Transcribe the listing in full, excluding any pictures.

**Provided material**
--- START ---
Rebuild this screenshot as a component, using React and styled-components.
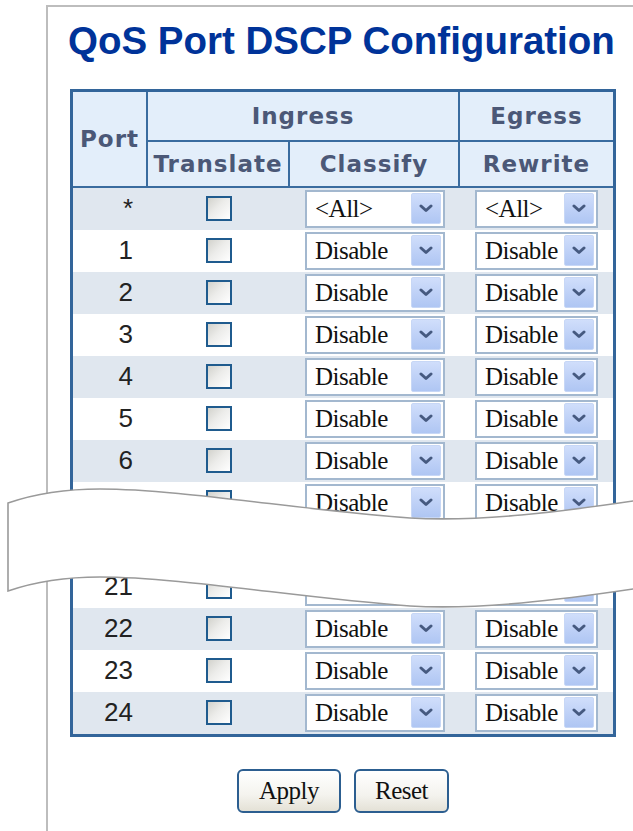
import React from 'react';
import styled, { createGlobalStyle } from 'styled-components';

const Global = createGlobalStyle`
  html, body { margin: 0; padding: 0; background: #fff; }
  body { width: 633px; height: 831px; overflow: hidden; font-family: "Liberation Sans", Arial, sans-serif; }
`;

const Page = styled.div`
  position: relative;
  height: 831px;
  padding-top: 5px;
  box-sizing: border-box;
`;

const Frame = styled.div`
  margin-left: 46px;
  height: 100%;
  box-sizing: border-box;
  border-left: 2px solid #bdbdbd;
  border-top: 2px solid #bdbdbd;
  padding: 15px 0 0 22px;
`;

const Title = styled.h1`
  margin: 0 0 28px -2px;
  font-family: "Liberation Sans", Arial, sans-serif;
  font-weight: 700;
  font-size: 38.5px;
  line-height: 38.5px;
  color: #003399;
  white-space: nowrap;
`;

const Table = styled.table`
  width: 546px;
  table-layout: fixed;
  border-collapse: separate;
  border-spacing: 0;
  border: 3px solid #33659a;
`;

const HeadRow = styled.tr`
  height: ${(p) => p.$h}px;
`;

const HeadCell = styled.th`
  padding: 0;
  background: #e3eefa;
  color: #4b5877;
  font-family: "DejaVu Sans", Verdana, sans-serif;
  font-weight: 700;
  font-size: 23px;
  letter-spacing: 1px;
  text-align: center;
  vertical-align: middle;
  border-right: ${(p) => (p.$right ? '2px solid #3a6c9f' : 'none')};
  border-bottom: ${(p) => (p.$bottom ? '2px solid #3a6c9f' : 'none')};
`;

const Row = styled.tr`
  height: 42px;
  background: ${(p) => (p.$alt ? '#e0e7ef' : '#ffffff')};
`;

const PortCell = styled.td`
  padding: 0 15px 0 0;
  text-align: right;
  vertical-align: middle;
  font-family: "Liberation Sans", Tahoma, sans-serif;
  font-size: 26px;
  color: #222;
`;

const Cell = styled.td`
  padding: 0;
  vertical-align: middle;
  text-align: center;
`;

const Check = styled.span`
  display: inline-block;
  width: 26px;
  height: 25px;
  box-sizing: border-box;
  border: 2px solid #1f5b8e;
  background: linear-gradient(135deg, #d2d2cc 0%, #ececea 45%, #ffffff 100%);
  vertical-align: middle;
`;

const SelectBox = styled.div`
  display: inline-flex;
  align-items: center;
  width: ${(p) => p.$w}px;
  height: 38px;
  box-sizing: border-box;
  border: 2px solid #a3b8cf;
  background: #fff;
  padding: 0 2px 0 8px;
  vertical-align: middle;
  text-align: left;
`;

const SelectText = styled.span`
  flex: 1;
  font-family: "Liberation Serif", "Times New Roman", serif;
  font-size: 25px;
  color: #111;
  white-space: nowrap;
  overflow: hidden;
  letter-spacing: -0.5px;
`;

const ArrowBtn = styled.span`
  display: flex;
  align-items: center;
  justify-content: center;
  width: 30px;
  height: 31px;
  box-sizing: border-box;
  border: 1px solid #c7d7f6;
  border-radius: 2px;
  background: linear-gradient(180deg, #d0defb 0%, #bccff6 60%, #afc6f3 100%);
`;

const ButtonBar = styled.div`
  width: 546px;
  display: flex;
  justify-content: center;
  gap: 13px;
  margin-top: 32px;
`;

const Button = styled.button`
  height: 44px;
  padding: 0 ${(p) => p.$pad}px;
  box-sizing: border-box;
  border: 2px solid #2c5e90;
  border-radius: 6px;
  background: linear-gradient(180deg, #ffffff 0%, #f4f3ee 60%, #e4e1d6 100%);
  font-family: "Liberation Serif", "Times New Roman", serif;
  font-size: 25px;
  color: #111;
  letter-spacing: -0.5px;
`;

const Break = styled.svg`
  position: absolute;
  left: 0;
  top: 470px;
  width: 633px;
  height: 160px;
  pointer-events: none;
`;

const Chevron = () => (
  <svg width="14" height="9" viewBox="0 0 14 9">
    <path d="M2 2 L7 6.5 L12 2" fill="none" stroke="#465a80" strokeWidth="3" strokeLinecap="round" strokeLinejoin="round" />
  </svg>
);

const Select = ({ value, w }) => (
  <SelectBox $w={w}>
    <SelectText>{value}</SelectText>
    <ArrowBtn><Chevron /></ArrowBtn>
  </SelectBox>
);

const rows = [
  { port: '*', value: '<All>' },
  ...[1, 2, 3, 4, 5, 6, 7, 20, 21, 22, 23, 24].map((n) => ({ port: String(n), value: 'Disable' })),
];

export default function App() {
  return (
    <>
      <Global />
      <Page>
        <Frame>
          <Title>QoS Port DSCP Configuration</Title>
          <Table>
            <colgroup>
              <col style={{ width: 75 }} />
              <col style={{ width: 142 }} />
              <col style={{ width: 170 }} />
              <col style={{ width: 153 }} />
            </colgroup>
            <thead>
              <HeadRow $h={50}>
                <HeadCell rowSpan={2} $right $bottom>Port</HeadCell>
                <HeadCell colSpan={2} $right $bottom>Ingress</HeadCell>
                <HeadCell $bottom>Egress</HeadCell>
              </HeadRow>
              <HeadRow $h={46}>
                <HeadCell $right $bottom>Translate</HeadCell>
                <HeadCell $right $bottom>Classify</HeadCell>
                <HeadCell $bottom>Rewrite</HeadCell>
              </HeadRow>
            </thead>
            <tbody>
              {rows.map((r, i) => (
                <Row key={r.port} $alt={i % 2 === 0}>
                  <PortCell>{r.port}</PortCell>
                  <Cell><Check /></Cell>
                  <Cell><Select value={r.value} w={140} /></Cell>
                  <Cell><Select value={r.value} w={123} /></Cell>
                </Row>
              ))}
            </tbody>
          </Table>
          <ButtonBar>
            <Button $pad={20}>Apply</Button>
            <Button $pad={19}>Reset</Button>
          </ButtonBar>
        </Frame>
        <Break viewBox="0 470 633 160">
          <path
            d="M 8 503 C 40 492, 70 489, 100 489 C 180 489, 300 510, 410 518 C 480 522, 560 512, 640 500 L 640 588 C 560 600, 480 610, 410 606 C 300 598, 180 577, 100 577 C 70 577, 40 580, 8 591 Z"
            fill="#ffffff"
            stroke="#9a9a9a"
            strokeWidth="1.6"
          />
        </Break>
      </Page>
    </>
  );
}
--- END ---
**Exercise solution**
Rebuild this screenshot as a component, using React and styled-components.
import React from 'react';
import styled, { createGlobalStyle } from 'styled-components';

const Global = createGlobalStyle`
  html, body { margin: 0; padding: 0; background: #fff; }
  body { width: 633px; height: 831px; overflow: hidden; font-family: "Liberation Sans", Arial, sans-serif; }
`;

const Page = styled.div`
  position: relative;
  height: 831px;
  padding-top: 5px;
  box-sizing: border-box;
`;

const Frame = styled.div`
  margin-left: 46px;
  height: 100%;
  box-sizing: border-box;
  border-left: 2px solid #bdbdbd;
  border-top: 2px solid #bdbdbd;
  padding: 15px 0 0 22px;
`;

const Title = styled.h1`
  margin: 0 0 28px -2px;
  font-family: "Liberation Sans", Arial, sans-serif;
  font-weight: 700;
  font-size: 38.5px;
  line-height: 38.5px;
  color: #003399;
  white-space: nowrap;
`;

const Table = styled.table`
  width: 546px;
  table-layout: fixed;
  border-collapse: separate;
  border-spacing: 0;
  border: 3px solid #33659a;
`;

const HeadRow = styled.tr`
  height: ${(p) => p.$h}px;
`;

const HeadCell = styled.th`
  padding: 0;
  background: #e3eefa;
  color: #4b5877;
  font-family: "DejaVu Sans", Verdana, sans-serif;
  font-weight: 700;
  font-size: 23px;
  letter-spacing: 1px;
  text-align: center;
  vertical-align: middle;
  border-right: ${(p) => (p.$right ? '2px solid #3a6c9f' : 'none')};
  border-bottom: ${(p) => (p.$bottom ? '2px solid #3a6c9f' : 'none')};
`;

const Row = styled.tr`
  height: 42px;
  background: ${(p) => (p.$alt ? '#e0e7ef' : '#ffffff')};
`;

const PortCell = styled.td`
  padding: 0 15px 0 0;
  text-align: right;
  vertical-align: middle;
  font-family: "Liberation Sans", Tahoma, sans-serif;
  font-size: 26px;
  color: #222;
`;

const Cell = styled.td`
  padding: 0;
  vertical-align: middle;
  text-align: center;
`;

const Check = styled.span`
  display: inline-block;
  width: 26px;
  height: 25px;
  box-sizing: border-box;
  border: 2px solid #1f5b8e;
  background: linear-gradient(135deg, #d2d2cc 0%, #ececea 45%, #ffffff 100%);
  vertical-align: middle;
`;

const SelectBox = styled.div`
  display: inline-flex;
  align-items: center;
  width: ${(p) => p.$w}px;
  height: 38px;
  box-sizing: border-box;
  border: 2px solid #a3b8cf;
  background: #fff;
  padding: 0 2px 0 8px;
  vertical-align: middle;
  text-align: left;
`;

const SelectText = styled.span`
  flex: 1;
  font-family: "Liberation Serif", "Times New Roman", serif;
  font-size: 25px;
  color: #111;
  white-space: nowrap;
  overflow: hidden;
  letter-spacing: -0.5px;
`;

const ArrowBtn = styled.span`
  display: flex;
  align-items: center;
  justify-content: center;
  width: 30px;
  height: 31px;
  box-sizing: border-box;
  border: 1px solid #c7d7f6;
  border-radius: 2px;
  background: linear-gradient(180deg, #d0defb 0%, #bccff6 60%, #afc6f3 100%);
`;

const ButtonBar = styled.div`
  width: 546px;
  display: flex;
  justify-content: center;
  gap: 13px;
  margin-top: 32px;
`;

const Button = styled.button`
  height: 44px;
  padding: 0 ${(p) => p.$pad}px;
  box-sizing: border-box;
  border: 2px solid #2c5e90;
  border-radius: 6px;
  background: linear-gradient(180deg, #ffffff 0%, #f4f3ee 60%, #e4e1d6 100%);
  font-family: "Liberation Serif", "Times New Roman", serif;
  font-size: 25px;
  color: #111;
  letter-spacing: -0.5px;
`;

const Break = styled.svg`
  position: absolute;
  left: 0;
  top: 470px;
  width: 633px;
  height: 160px;
  pointer-events: none;
`;

const Chevron = () => (
  <svg width="14" height="9" viewBox="0 0 14 9">
    <path d="M2 2 L7 6.5 L12 2" fill="none" stroke="#465a80" strokeWidth="3" strokeLinecap="round" strokeLinejoin="round" />
  </svg>
);

const Select = ({ value, w }) => (
  <SelectBox $w={w}>
    <SelectText>{value}</SelectText>
    <ArrowBtn><Chevron /></ArrowBtn>
  </SelectBox>
);

const rows = [
  { port: '*', value: '<All>' },
  ...[1, 2, 3, 4, 5, 6, 7, 20, 21, 22, 23, 24].map((n) => ({ port: String(n), value: 'Disable' })),
];

export default function App() {
  return (
    <>
      <Global />
      <Page>
        <Frame>
          <Title>QoS Port DSCP Configuration</Title>
          <Table>
            <colgroup>
              <col style={{ width: 75 }} />
              <col style={{ width: 142 }} />
              <col style={{ width: 170 }} />
              <col style={{ width: 153 }} />
            </colgroup>
            <thead>
              <HeadRow $h={50}>
                <HeadCell rowSpan={2} $right $bottom>Port</HeadCell>
                <HeadCell colSpan={2} $right $bottom>Ingress</HeadCell>
                <HeadCell $bottom>Egress</HeadCell>
              </HeadRow>
              <HeadRow $h={46}>
                <HeadCell $right $bottom>Translate</HeadCell>
                <HeadCell $right $bottom>Classify</HeadCell>
                <HeadCell $bottom>Rewrite</HeadCell>
              </HeadRow>
            </thead>
            <tbody>
              {rows.map((r, i) => (
                <Row key={r.port} $alt={i % 2 === 0}>
                  <PortCell>{r.port}</PortCell>
                  <Cell><Check /></Cell>
                  <Cell><Select value={r.value} w={140} /></Cell>
                  <Cell><Select value={r.value} w={123} /></Cell>
                </Row>
              ))}
            </tbody>
          </Table>
          <ButtonBar>
            <Button $pad={20}>Apply</Button>
            <Button $pad={19}>Reset</Button>
          </ButtonBar>
        </Frame>
        <Break viewBox="0 470 633 160">
          <path
            d="M 8 503 C 40 492, 70 489, 100 489 C 180 489, 300 510, 410 518 C 480 522, 560 512, 640 500 L 640 588 C 560 600, 480 610, 410 606 C 300 598, 180 577, 100 577 C 70 577, 40 580, 8 591 Z"
            fill="#ffffff"
            stroke="#9a9a9a"
            strokeWidth="1.6"
          />
        </Break>
      </Page>
    </>
  );
}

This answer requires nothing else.